Whatever your faith or beliefs, you cannot help but be aware of a real sense of spirituality on this most ancient of sites. It is hard not to become a little reflective if you take time to sit here in quiet contemplation, perhaps in the company of a robin whose beautiful song can be heard throughout the year and cannot fail to lift anyone's heart.

As the seasons progress, so does the scene change as the little garden is carefully tended by volunteers and for each season, it will tell a different story. It is, of course, our most ancient spiritual site that dates from a time when any fresh water source or natural spring would be imbued with curative and supernatural properties and in all probability, it existed here before Christianity reached our shores.
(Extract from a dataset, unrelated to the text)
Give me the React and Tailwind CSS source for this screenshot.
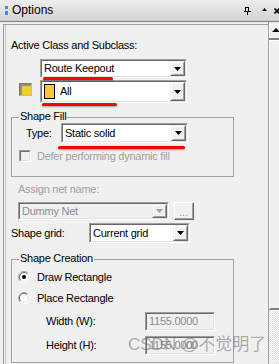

It may well have its roots in Pagan Britain and I believe that Pagans visit the site even today. Why do we know it as St Decuman's Well? The name comes from the Welsh saint who gives our beautiful Church its name and of course there is a legend - St. Decuman arrived across the Severn Sea from Wales, rather surprisingly accompanied by a cow on a hurdle. This is cleverly portrayed in a pebble mosaic to the side of the town library. This does make sense as the saint was thus assured of a constant supply of fresh milk. His intention of course was to convert the locals to Christianity and found a Church. Events that followed his arrival are told in numerous lurid accounts, but whichever way you look at it, it is pretty gruesome. His arrival had caused quite a stir, as you might imagine. He was eyed with deep suspicion and one local inhabitant, taking exception to his presence, lopped off his head.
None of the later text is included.